Like I said, there’s lots of ways to do this thing, and I don’t think any one is superior to the other, Deus Ex, for example, puts a premium on plot, with the twists and turns of the conspiracy. Prince of Persia (the first one) tells a traditional Arabian Nights tale, but concentrates on the two main characters and their interaction to really charm the player. Whereas Monkey Island, for instance focuses on crafting indiviual gags (form).
Of course, there’s plenty of big games that cack this up no end. Gears of War, for example, fails on every level; it’s characters a cliches, it’s ideas are derivative, it’s plot is riddled with holes and it’s form is clunky, ugly and uncharismatic. Some people however, think it’s narrative is high quality, when faced with this, you have to wonder what you can do.
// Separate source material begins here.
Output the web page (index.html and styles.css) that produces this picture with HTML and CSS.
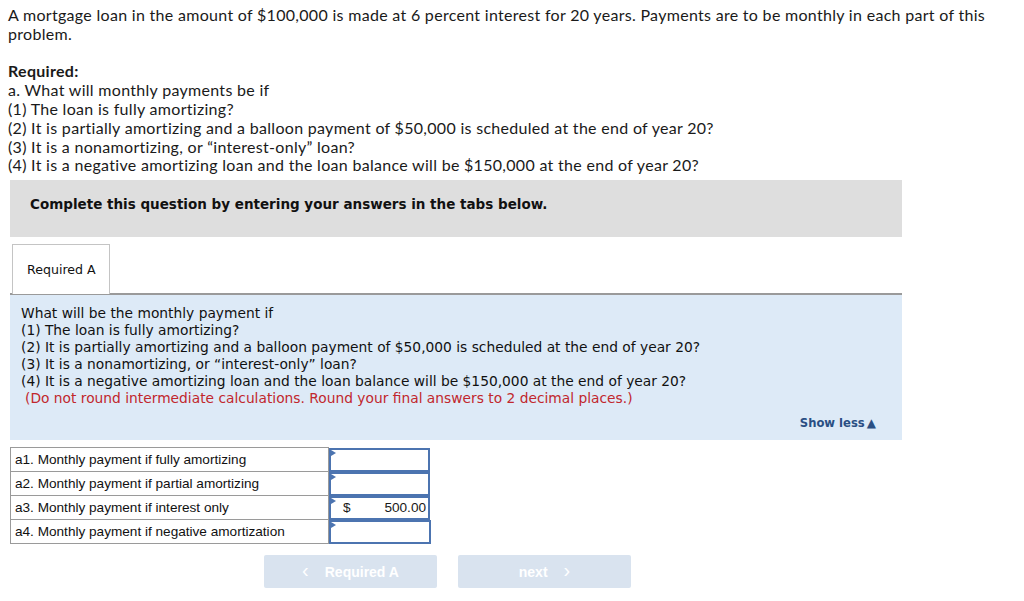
FILE: index.html
```html
<!DOCTYPE html>
<html>
<head>
<meta charset="utf-8">
<link rel="stylesheet" href="styles.css">
</head>
<body>
<div class="intro">
  <p class="lead">A mortgage loan in the amount of $100,000 is made at 6 percent interest for 20 years. Payments are to be monthly in each part of this problem.</p>
  <p class="req"><b>Required:</b><br>a. What will monthly payments be if<br>(1) The loan is fully amortizing?<br>(2) It is partially amortizing and a balloon payment of $50,000 is scheduled at the end of year 20?<br>(3) It is a nonamortizing, or “interest-only” loan?<br>(4) It is a negative amortizing loan and the loan balance will be $150,000 at the end of year 20?</p>
</div>
<div class="banner">Complete this question by entering your answers in the tabs below.</div>
<div class="tabs"><div class="tab">Required A</div></div>
<div class="panel">
  <p class="ptext">What will be the monthly payment if<br>(1) The loan is fully amortizing?<br>(2) It is partially amortizing and a balloon payment of $50,000 is scheduled at the end of year 20?<br>(3) It is a nonamortizing, or “interest-only” loan?<br>(4) It is a negative amortizing loan and the loan balance will be $150,000 at the end of year 20?<br><span class="note">(Do not round intermediate calculations. Round your final answers to 2 decimal places.)</span></p>
  <div class="showless">Show less<span class="tri">▲</span></div>
</div>
<table class="answers">
  <tr><td class="lbl">a1. Monthly payment if fully amortizing</td><td class="inp"><div class="box"></div></td></tr>
  <tr><td class="lbl">a2. Monthly payment if partial amortizing</td><td class="inp"><div class="box"></div></td></tr>
  <tr><td class="lbl">a3. Monthly payment if interest only</td><td class="inp"><div class="box"><span class="cur">$</span><span class="val">500.00</span></div></td></tr>
  <tr><td class="lbl">a4. Monthly payment if negative amortization</td><td class="inp"><div class="box"></div></td></tr>
</table>
<div class="nav">
  <div class="btn"><span class="chev">&lsaquo;</span>Required A</div>
  <div class="btn">next<span class="chev r">&rsaquo;</span></div>
</div>
</body>
</html>
```
FILE: styles.css
```css
body {
  margin: 0;
  background: #fff;
  font-family: "Lato", "Liberation Sans", sans-serif;
  color: #1a1a1a;
}
.intro {
  padding: 6px 8px 0;
  max-width: 1000px;
  font-size: 16px;
  letter-spacing: 0.3px;
  line-height: 18.8px;
}
.intro p { margin: 0; }
.lead { margin-bottom: 18.8px !important; }
.req b { font-weight: 700; }
.banner {
  margin: 5px 122px 0 10px;
  height: 57px;
  background: #dedede;
  box-sizing: border-box;
  padding: 16px 0 0 20px;
  font-family: "DejaVu Sans", Verdana, sans-serif;
  font-weight: 700;
  font-size: 13.5px;
  color: #111;
}
.tabs {
  margin: 7px 122px 0 10px;
  border-bottom: 2px solid #9a9a9a;
  display: flex;
  height: 49px;
}
.tab {
  margin-left: 2px;
  width: 98px;
  height: 50px;
  box-sizing: border-box;
  border: 1px solid #c4c4c4;
  border-bottom: none;
  background: #fff;
  font-family: "DejaVu Sans", Verdana, sans-serif;
  font-size: 12.6px;
  padding: 17px 0 0 14px;
  color: #111;
}
.panel {
  margin: 0 122px 0 10px;
  background: #ddeaf7;
  height: 145px;
  box-sizing: border-box;
  padding: 10px 0 0 11px;
  font-family: "DejaVu Sans", Verdana, sans-serif;
  font-size: 13.8px;
  line-height: 17px;
  color: #111;
  display: flex;
  flex-direction: column;
}
.ptext { margin: 0; }
.note { color: #c1272d; padding-left: 4px; }
.showless {
  align-self: flex-end;
  margin: auto 26px 8px 0;
  font-family: "DejaVu Sans", Verdana, sans-serif;
  font-weight: 700;
  font-size: 11.6px;
  color: #2a4f83;
  display: flex;
  align-items: center;
}
.tri { font-size: 12px; margin-left: 2px; }
.answers {
  margin: 7px 0 0 10px;
  border-collapse: collapse;
  font-family: "Liberation Sans", Arial, sans-serif;
  font-size: 13.6px;
}
.answers td {
  height: 24px;
  padding: 0;
  box-sizing: border-box;
}
.lbl {
  width: 318px;
  border: 1px solid #9a9a9a;
  padding-left: 4px !important;
  color: #111;
}
.inp { width: 102px; padding: 0 !important; }
.box {
  position: relative;
  height: 24px;
  box-sizing: border-box;
  border: 2px solid #4c74b0;
  display: flex;
  align-items: center;
  justify-content: space-between;
  padding: 0 2px 0 12px;
}
.box::before {
  content: "";
  position: absolute;
  left: 0;
  top: 0;
  border-left: 5px solid #4c74b0;
  border-top: 3px solid transparent;
  border-bottom: 3px solid transparent;
}
.nav {
  display: flex;
  gap: 21px;
  margin: 11px 0 0 264px;
}
.btn {
  width: 173px;
  height: 33px;
  background: #d9e3ef;
  border-radius: 2px;
  color: #fff;
  font-family: "Liberation Sans", Arial, sans-serif;
  font-weight: 700;
  font-size: 14px;
  display: flex;
  align-items: center;
  justify-content: center;
}
.chev { font-size: 20px; font-weight: 400; margin-right: 16px; margin-top: -3px; }
.chev.r { margin-right: 0; margin-left: 16px; }
```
I’m quite happy for games to look outside the genre for inspiration, it’ll hopefull stave of the self propigating flaws of storytelling in a medium where Metal Gear Solid and Final Fantasy are considered things to aspire to, rather than things we need to move past. I only hope they reach beyond the familiar Aliens/Predator/Terminator reference pool, perhaps beyond films altogether, into novels? It would certainly be refreshing.
I’m totally going on a tangental rant here, so I’ll stop.
Yeah, it doesn’t need a rich, deep universe to be set in. It’s a shooter. If they’d provided reams of backstory it might have grated. But what story it does have is well handled, I think. Like you say, its way of telling stories is often implicit through the action, which is a very effective storytelling method in games.
Yeah, the MGS series is alleged to have terrible verbal diarrhea. Never played it, though.
The thing about Gears is that it doesn’t need to be sophisticated. It’s a dumb shooter – if it were Proust, again it might seem out of place. I agree that this doesn’t mean its storytelling is good (and as a qualifier, again, I haven’t played it).